● **Available data**

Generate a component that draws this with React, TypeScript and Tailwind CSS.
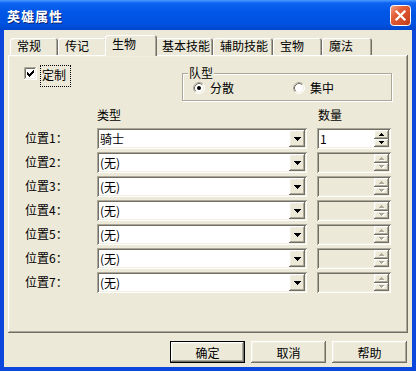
import React from "react";

const SUNKEN =
  "shadow-[inset_1px_1px_0_#aca899,inset_-1px_-1px_0_#ffffff,inset_2px_2px_0_#716f64,inset_-2px_-2px_0_#f1efe2]";
const RAISED =
  "shadow-[inset_-1px_-1px_0_#716f64,inset_1px_1px_0_#ffffff,inset_-2px_-2px_0_#aca899,inset_2px_2px_0_#f1efe2]";
const COLS = "grid grid-cols-[63px_210px_74px] gap-x-[10px]";

const tabs = [
  { label: "常规", w: "w-[48px]" },
  { label: "传记", w: "w-[49px]" },
  { label: "生物", w: "w-[52px]", active: true },
  { label: "基本技能", w: "w-[58px]" },
  { label: "辅助技能", w: "w-[60px]" },
  { label: "宝物", w: "w-[49px]" },
  { label: "魔法", w: "w-[50px]" },
];

const slots = ["骑士", "(无)", "(无)", "(无)", "(无)", "(无)", "(无)"];

function CloseButton() {
  return (
    <svg width="21" height="21" viewBox="0 0 21 21">
      <defs>
        <linearGradient id="closeGrad" x1="0" y1="0" x2="1" y2="1">
          <stop offset="0" stopColor="#f4a488" />
          <stop offset="0.35" stopColor="#e2603a" />
          <stop offset="1" stopColor="#c13a17" />
        </linearGradient>
      </defs>
      <rect x="0.5" y="0.5" width="20" height="20" rx="3" fill="url(#closeGrad)" stroke="#ffffff" />
      <path d="M6.5 6.5l8 8M14.5 6.5l-8 8" stroke="#ffffff" strokeWidth="2.2" strokeLinecap="square" />
    </svg>
  );
}

function Checkbox({ className = "" }: { className?: string }) {
  return (
    <svg width="13" height="13" viewBox="0 0 13 13" className={className}>
      <rect width="13" height="13" fill="#ffffff" />
      <path d="M0.5 12V0.5H12" stroke="#aca899" fill="none" />
      <path d="M1.5 11V1.5H11" stroke="#716f64" fill="none" />
      <path d="M0 12.5H12.5V0" stroke="#ffffff" fill="none" />
      <path d="M1 11.5H11.5V1" stroke="#f1efe2" fill="none" />
      <path
        d="M9 3h1v1h-1z M8 4h2v1h-2z M3 5h1v1h-1z M7 5h3v1h-3z M3 6h2v1h-2z M6 6h3v1h-3z M3 7h5v1h-5z M4 8h3v1h-3z M5 9h1v1h-1z"
        fill="#000000"
      />
    </svg>
  );
}

function Radio({ checked }: { checked?: boolean }) {
  return (
    <svg width="12" height="12" viewBox="0 0 12 12" className="shrink-0">
      <circle cx="6" cy="6" r="5" fill="#ffffff" />
      <path d="M2.11 9.89A5.5 5.5 0 0 1 9.89 2.11" stroke="#aca899" fill="none" />
      <path d="M9.89 2.11A5.5 5.5 0 0 1 2.11 9.89" stroke="#ffffff" fill="none" />
      <path d="M2.82 9.18A4.5 4.5 0 0 1 9.18 2.82" stroke="#716f64" fill="none" />
      <path d="M9.18 2.82A4.5 4.5 0 0 1 2.82 9.18" stroke="#f1efe2" fill="none" />
      {checked && <circle cx="6" cy="6" r="2" fill="#000000" />}
    </svg>
  );
}

function Combo({ value }: { value: string }) {
  return (
    <div className={`flex bg-white pl-[3px] pr-[2px] py-[2px] ${SUNKEN}`}>
      <span className="flex-1 leading-[17px]">{value}</span>
      <div className={`w-[16px] h-[17px] bg-[#ece9d8] flex items-center justify-center ${RAISED}`}>
        <svg width="7" height="4" viewBox="0 0 7 4">
          <path d="M0 0h7v1h-1v1h-1v1h-1v1h-1v-1h-1v-1h-1v-1h-1z" fill="#000000" />
        </svg>
      </div>
    </div>
  );
}

function SpinArrow({ up, enabled }: { up?: boolean; enabled?: boolean }) {
  const d = up ? "M2 0h1v1h1v1h1v1h-5v-1h1v-1h1z" : "M0 0h5v1h-1v1h-1v1h-1v-1h-1v-1h-1z";
  return (
    <svg width="6" height="4" viewBox="0 0 6 4">
      {!enabled && <path d={d} fill="#ffffff" transform="translate(1 1)" />}
      <path d={d} fill={enabled ? "#000000" : "#aca899"} />
    </svg>
  );
}

function Spinner({ value, enabled }: { value?: string; enabled?: boolean }) {
  return (
    <div className={`flex p-[2px] pl-[3px] ${enabled ? "bg-white" : "bg-[#ece9d8]"} ${SUNKEN}`}>
      <span className="flex-1 leading-[17px]">{value}</span>
      <div className="w-[15px] flex flex-col">
        <div className={`h-[9px] bg-[#ece9d8] flex items-center justify-center ${RAISED}`}>
          <SpinArrow up enabled={enabled} />
        </div>
        <div className={`h-[8px] bg-[#ece9d8] flex items-center justify-center ${RAISED}`}>
          <SpinArrow enabled={enabled} />
        </div>
      </div>
    </div>
  );
}

export default function App() {
  return (
    <div className="w-[416px] h-[371px] flex flex-col bg-[#0b47dc] font-['Noto_Sans_CJK_SC',sans-serif] text-[12px] leading-[15px] text-black overflow-hidden select-none">
      {/* title bar */}
      <div className="h-[30px] shrink-0 flex items-center justify-between pl-[7px] pr-[5px] bg-[linear-gradient(180deg,#4b9cff_0px,#0f63f2_3px,#0056e6_12px,#0052e0_24px,#0045cc_30px)]">
        <span className="text-white font-bold text-[13px] tracking-[1px] pt-[1px] [text-shadow:1px_1px_0_#0a2470]">
          英雄属性
        </span>
        <CloseButton />
      </div>

      <div className="flex-1 flex px-[4px] pb-[4px]">
        <div className="flex-1 flex flex-col bg-[#ece9d8]">
          {/* tabs */}
          <div className="flex items-end h-[25px] pl-[6px] pt-[5px] shrink-0">
            {tabs.map((t) =>
              t.active ? (
                <div
                  key={t.label}
                  className={`relative z-10 -mx-[2px] -mb-[1px] h-[21px] ${t.w} shrink-0 bg-[#ece9d8] rounded-t-[3px] pl-[7px] pt-[1px] shadow-[inset_1px_1px_0_#ffffff,inset_-1px_0_0_#716f64,inset_-2px_0_0_#aca899]`}
                >
                  {t.label}
                </div>
              ) : (
                <div
                  key={t.label}
                  className={`h-[17px] ${t.w} shrink-0 rounded-t-[3px] pl-[7px] shadow-[inset_1px_1px_0_#ffffff,inset_-1px_0_0_#716f64,inset_-2px_0_0_#aca899]`}
                >
                  {t.label}
                </div>
              )
            )}
          </div>

          {/* tab panel */}
          <div
            className={`ml-[4px] w-[400px] h-[278px] shrink-0 flex flex-col px-[16px] shadow-[inset_-1px_-1px_0_#716f64,inset_1px_1px_0_#ffffff,inset_-2px_-2px_0_#aca899,inset_2px_2px_0_#f1efe2]`}
          >
            <div className="flex h-[46px] shrink-0">
              <div className="flex items-start">
                <Checkbox className="mt-[12px] shrink-0" />
                <div className="mt-[10px] ml-[3px] h-[22px] w-[31px] border border-dotted border-black pl-[1px] pt-[1px]">
                  定制
                </div>
              </div>
              <div className="relative ml-auto mt-[18px] w-[210px] h-[28px] border border-[#aca899] shadow-[inset_1px_1px_0_#ffffff,1px_1px_0_#ffffff]">
                <span className="absolute left-[5px] -top-[9px] px-[1px] bg-[#ece9d8]">队型</span>
                <div className="flex items-center h-full pl-[10px] pt-[1px]">
                  <div className="flex items-center gap-[5px] w-[100px]">
                    <Radio checked />
                    <span>分散</span>
                  </div>
                  <div className="flex items-center gap-[5px]">
                    <Radio />
                    <span>集中</span>
                  </div>
                </div>
              </div>
            </div>

            <div className={`${COLS} h-[27px] pt-[6px] shrink-0`}>
              <span />
              <span>类型</span>
              <span className="pl-[1px]">数量</span>
            </div>

            <div className="flex flex-col gap-[3px]">
              {slots.map((s, i) => (
                <div key={i} className={`${COLS} h-[21px]`}>
                  <span className="self-center pl-[1px] pb-[2px]">位置{i + 1}：</span>
                  <Combo value={s} />
                  <Spinner value={i === 0 ? "1" : ""} enabled={i === 0} />
                </div>
              ))}
            </div>
          </div>

          {/* dialog buttons */}
          <div className="flex justify-end gap-[6px] pr-[5px] mt-[8px]">
            <button className={`w-[75px] h-[22px] border border-black bg-[#ece9d8] flex items-center justify-center ${RAISED}`}>
              确定
            </button>
            <button className={`w-[75px] h-[22px] bg-[#ece9d8] flex items-center justify-center ${RAISED}`}>
              取消
            </button>
            <button className={`w-[75px] h-[22px] bg-[#ece9d8] flex items-center justify-center ${RAISED}`}>
              帮助
            </button>
          </div>
        </div>
      </div>
    </div>
  );
}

● **Stated exercise**
Find the word "React" in the material, then list each line that holds it.

● **Complete answer**
Generate a component that draws this with React, TypeScript and Tailwind CSS.
import React from "react";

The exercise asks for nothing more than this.